Aujourd’hui il me semble que nous sommes dans un effet ciseau : les établissements ont continué à ouvrir plus de places alors que le nombre de candidats stagne. Il faut aussi réfléchir aux conséquences de la réforme du bac et de la baisse du nombre de profils scientifiques susceptibles d’entrer dans des école d’ingénieurs. Et particulièrement des femmes.

C’est aussi pour cela que nous avons privilégié la résilience dans le nouveau plan stratégique de l’Essca contrairement à certains plans qui affichent des ambitions qui peuvent paraitre irrationnels ou sont dans des stratégies de prédation.

Il est possible que des fusions entre établissements deviennent inévitables dans les années à venir.

La participation aux projets européens et à la recherche est aussi un enjeu majeur. Certains établissements sont prêts, d’autres non. Une montée en compétence est nécessaire. Mais beaucoup d’écoles restent de taille modeste : comment alors s’intégrer dans des dynamiques de site ou de recherche à grande échelle ?

De même beaucoup d’écoles doivent aujourd’hui investir — notamment dans les technologies comme l’intelligence artificielle — sans être certaines de la pertinence de ces choix à 2 ou 5 ans. Les plans stratégiques sont donc difficiles à établir. Il y a une instabilité politique, institutionnelle, technologique et écologique qui rend les projections complexes.

L’immobilier reste également un sujet stratégique. La plupart des bâtiments sont sur-utilisés entre septembre et février, puis quasi inoccupés à partir d’avril (stages, mobilités internationales, etc.). L’avenir pourrait consister en des campus plus flexibles, adaptés à une présence étalée sur toute l’année, et à des modèles plus hybrides travail/études comme aux États-Unis ou au Canada.

O. R : Qu’est-ce qui pourrait vous empêcher de dormir dans ce contexte pour l’Essca ?

J. C : Je dors peu et bien. Je suis même plus serein pour l’Essca que je ne l’ai jamais été avec le plan stratégique de résilience que nous avons adopté. Le moment où nous avons investi pour notre expansion territoriale était opportun mais il ne pouvait être retardé ou reporté. Il fallait tenir compte de la croissance résiduelle de la décennie 2015-2025. Il faut dorénavant faire preuve de précautions.
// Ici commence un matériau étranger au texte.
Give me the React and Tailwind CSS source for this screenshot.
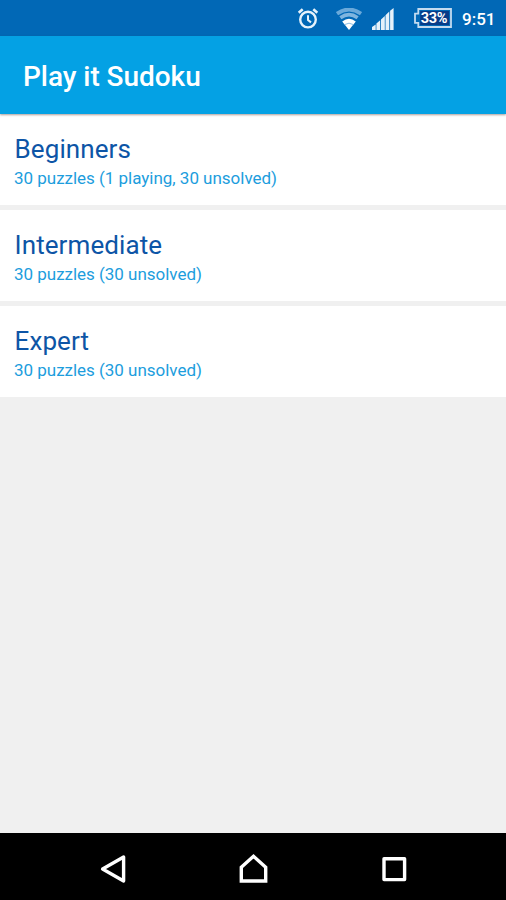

Je considère aussi que le positionnement multi-campus de l’école est une bonne option pour les familles qui trouvent un intérêt à la proximité.

O. R : Dans ce contexte l’enseignement supérieur va-t-il rester une activité rentable pour les investisseurs ?
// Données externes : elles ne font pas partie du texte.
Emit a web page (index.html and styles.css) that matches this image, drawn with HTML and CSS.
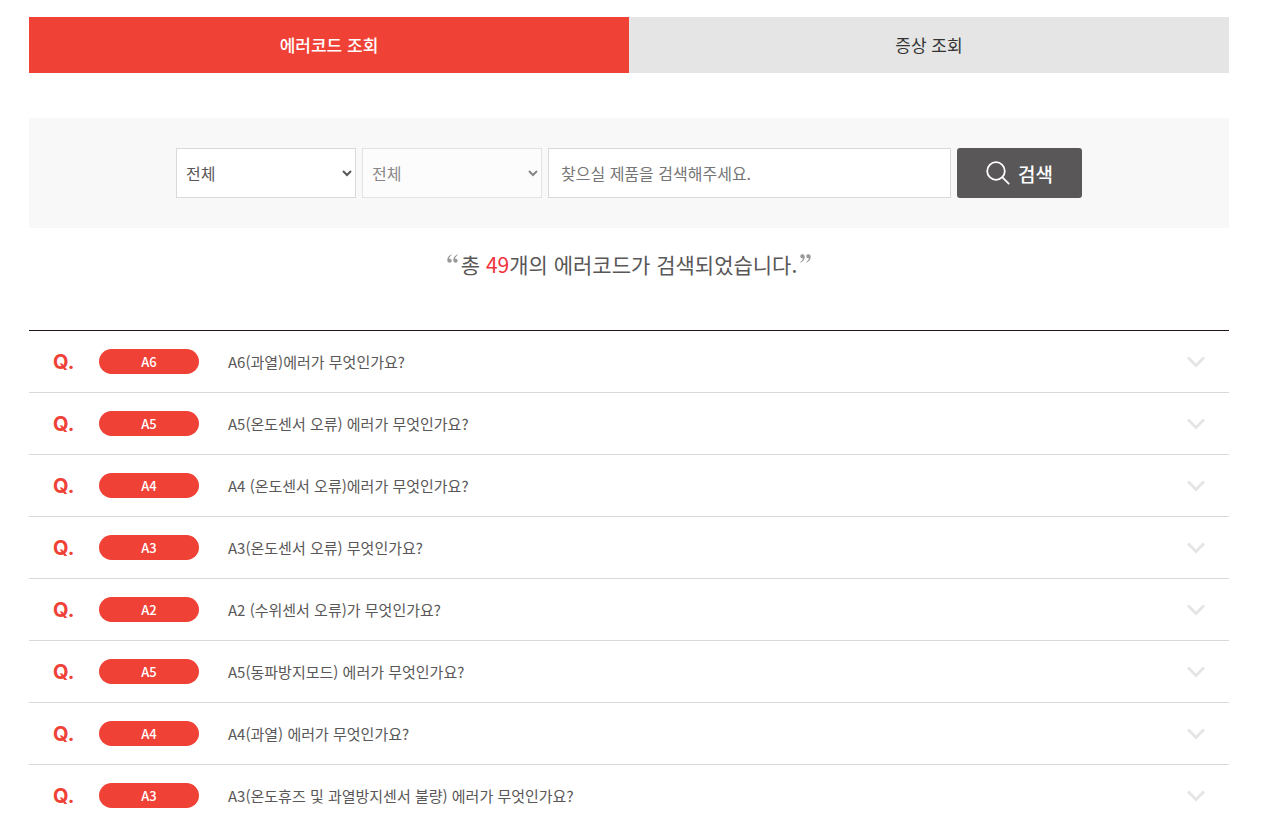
FILE: index.html
```html
<!DOCTYPE html>
<html lang="ko">
<head>
<meta charset="utf-8">
<meta name="viewport" content="width=device-width, initial-scale=1">
<title>에러코드 조회</title>
<link rel="stylesheet" href="styles.css">
</head>
<body>
<svg class="defs" aria-hidden="true"><symbol id="chevron" viewBox="0 0 20 12"><path d="M2 1.500 10 9.500l8-8" fill="none" stroke="currentColor" stroke-width="3"/></symbol></svg>
<main class="page">
  <nav class="tabs">
    <a class="tab tab-active" href="#error">에러코드 조회</a>
    <a class="tab" href="#symptom">증상 조회</a>
  </nav>
  <form class="search">
    <select class="field select" aria-label="제품 분류"><option>전체</option></select>
    <select class="field select" aria-label="세부 분류" disabled><option>전체</option></select>
    <input class="field keyword" type="text" aria-label="제품 검색" placeholder="찾으실 제품을 검색해주세요.">
    <button class="search-button" type="button">
      <svg class="search-icon" viewBox="0 0 24 24" aria-hidden="true"><circle cx="10" cy="10" r="8.800"/><path d="m16.200 16.200 7 7"/></svg>
      <span>검색</span>
    </button>
  </form>
  <p class="summary">
    <svg class="quote" viewBox="0 0 11 9" aria-hidden="true"><path id="mark" d="M4.800.3C2.200 1.300.3 3.300.3 6c0 1.700.9 2.700 2.300 2.700 1.200 0 2.100-.8 2.100-2s-.8-2-2-2l-.7.1c.2-1.500 1.300-2.800 2.900-4z"/><use href="#mark" x="6"/></svg>
    <span>총 <em class="count">49</em>개의 에러코드가 검색되었습니다.</span>
    <svg class="quote quote-end" viewBox="0 0 11 9" aria-hidden="true"><use href="#mark"/><use href="#mark" x="6"/></svg>
  </p>
  <ul class="list">
    <li><button class="row" type="button"><span class="q">Q.</span><span class="code">A6</span><span class="question">A6(과열)에러가 무엇인가요?</span><svg class="chevron"><use href="#chevron"/></svg></button></li>
    <li><button class="row" type="button"><span class="q">Q.</span><span class="code">A5</span><span class="question">A5(온도센서 오류) 에러가 무엇인가요?</span><svg class="chevron"><use href="#chevron"/></svg></button></li>
    <li><button class="row" type="button"><span class="q">Q.</span><span class="code">A4</span><span class="question">A4 (온도센서 오류)에러가 무엇인가요?</span><svg class="chevron"><use href="#chevron"/></svg></button></li>
    <li><button class="row" type="button"><span class="q">Q.</span><span class="code">A3</span><span class="question">A3(온도센서 오류) 무엇인가요?</span><svg class="chevron"><use href="#chevron"/></svg></button></li>
    <li><button class="row" type="button"><span class="q">Q.</span><span class="code">A2</span><span class="question">A2 (수위센서 오류)가 무엇인가요?</span><svg class="chevron"><use href="#chevron"/></svg></button></li>
    <li><button class="row" type="button"><span class="q">Q.</span><span class="code">A5</span><span class="question">A5(동파방지모드) 에러가 무엇인가요?</span><svg class="chevron"><use href="#chevron"/></svg></button></li>
    <li><button class="row" type="button"><span class="q">Q.</span><span class="code">A4</span><span class="question">A4(과열) 에러가 무엇인가요?</span><svg class="chevron"><use href="#chevron"/></svg></button></li>
    <li><button class="row" type="button"><span class="q">Q.</span><span class="code">A3</span><span class="question">A3(온도휴즈 및 과열방지센서 불량) 에러가 무엇인가요?</span><svg class="chevron"><use href="#chevron"/></svg></button></li>
  </ul>
</main>
</body>
</html>
```

FILE: styles.css
```css
* { box-sizing: border-box; }
body, button, input, select { font-family: "Noto Sans CJK KR", sans-serif; }
body { margin: 0; background: #fff; color: #595757; }
.defs { display: none; }
.page { padding: 17px 53px 0 29px; }

.tabs { display: flex; }
.tab {
  flex: 1;
  padding: 16px;
  background: #e5e5e5;
  color: #333;
  font-size: 17px;
  line-height: 24px;
  text-align: center;
  text-decoration: none;
}
.tab-active { background: #f04137; color: #fff; font-weight: 500; }

.search {
  display: flex;
  justify-content: center;
  gap: 6px;
  margin-top: 45px;
  padding: 30px;
  background: #f8f8f8;
}
.field {
  height: 50px;
  border: 1px solid #d9d9d9;
  border-radius: 0;
  background: #fff;
  color: #595757;
}
.select { width: 180px; padding: 0 5px; font-size: 16px; }
.select:disabled { color: #595757; opacity: .7; }
.keyword { flex: 0 1 403px; min-width: 0; padding: 0 12px; font-size: 16px; }
.keyword::placeholder { color: #757575; }
.search-button {
  display: flex;
  align-items: center;
  justify-content: center;
  gap: 8px;
  width: 125px;
  padding: 0;
  border: 0;
  border-radius: 3px;
  background: #595757;
  color: #fff;
  font-size: 19px;
  font-weight: 500;
}
.search-icon { width: 24px; height: 24px; fill: none; stroke: #fff; stroke-width: 1.800; }

.summary {
  display: flex;
  justify-content: center;
  gap: 3px;
  margin: 0;
  padding: 20px 0 50px;
  font-size: 21px;
  line-height: 32px;
}
.count { color: #f0323c; font-style: normal; }
.quote { width: 11px; height: 9px; margin-top: 6px; fill: #999; }
.quote-end { transform: rotate(180deg); }

.list { margin: 0; padding: 0; border-top: 1px solid #231519; list-style: none; }
.list li + li { border-top: 1px solid #d9d9d9; }
.row {
  display: flex;
  align-items: center;
  width: 100%;
  height: 61px;
  padding: 0 23px 0 24px;
  border: 0;
  background: none;
  color: #595757;
  text-align: left;
}
.q { width: 46px; color: #f04137; font: bold 20px/24px Inter, sans-serif; }
.code {
  width: 100px;
  margin-right: 29px;
  border-radius: 13px;
  background: #f04137;
  color: #fff;
  font-size: 13px;
  font-weight: 500;
  line-height: 25px;
  text-align: center;
}
.question { flex: 1; font-size: 15px; line-height: 24px; }
.chevron { width: 20px; height: 12px; color: #e5e5e5; }
```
J. C : L’enseignement supérieur privé a longtemps été attractif pour les investisseurs, mais avec la baisse démographique, cela va changer. On verra moins d’investisseurs orientés développement, et plus d’acteurs de la restructuration. Cela impactera aussi la capacité à obtenir des financements, notamment dans l’immobilier ou la recherche.

Dans les écoles de management en particulier, le coût de la recherche devient problématique. Le maintien des accréditations internationales repose en partie sur cette activité, mais toutes les écoles n’ont pas les moyens de la soutenir. Il faudra démontrer l’impact de la recherche, faute de quoi elle pourrait être remise en cause dans un contexte économique sous tension.

Quant à la formation continue, elle est très développée dans les écoles de management (executive education), beaucoup moins dans les écoles d’ingénieurs. Le potentiel de développement reste fort, mais inégal selon les types d’établissements.

O. R : Vous serez on l’imagine actif lors des prochaines échéances électorales. Notamment l’élection présidentielle de 2027.

J. C : La prochaine élection présidentielle sera un moment clé pour faire des propositions. Les financements directs – la subvention d’équilibre – seront difficile à obtenir. En revanche, des financements sur projet, avec un retour sur investissement académique ou économique, me semblent plus réalistes. L’enjeu est de proposer un projet cohérent, ambitieux et aligné avec les priorités nationales.

Les institutions représentatives comme la Conférence des Grandes écoles (CGE), la Conférence des directeurs d’écoles françaises d’ingénieurs (Cdefi), la Conférence des directeurs des écoles françaises de management (Cdefm) ou France Universités contribuent à faire avancer les débats. Il est important de coordonner les positions, même en cas de désaccords, pour gagner en cohérence dans le dialogue avec les pouvoirs publics. Des échanges réguliers sont prévus entre responsables pour porter des propositions communes.

L’enseignement supérieur privé d’intérêt général entre dans une phase de réalisme stratégique. Il ne s’agit plus seulement de surfer sur la croissance passée, mais d’adapter le modèle à un monde plus complexe, plus incertain. Il faudra faire des choix, coordonner les efforts, et surtout défendre un projet éducatif clair, lisible et aligné avec l’intérêt général.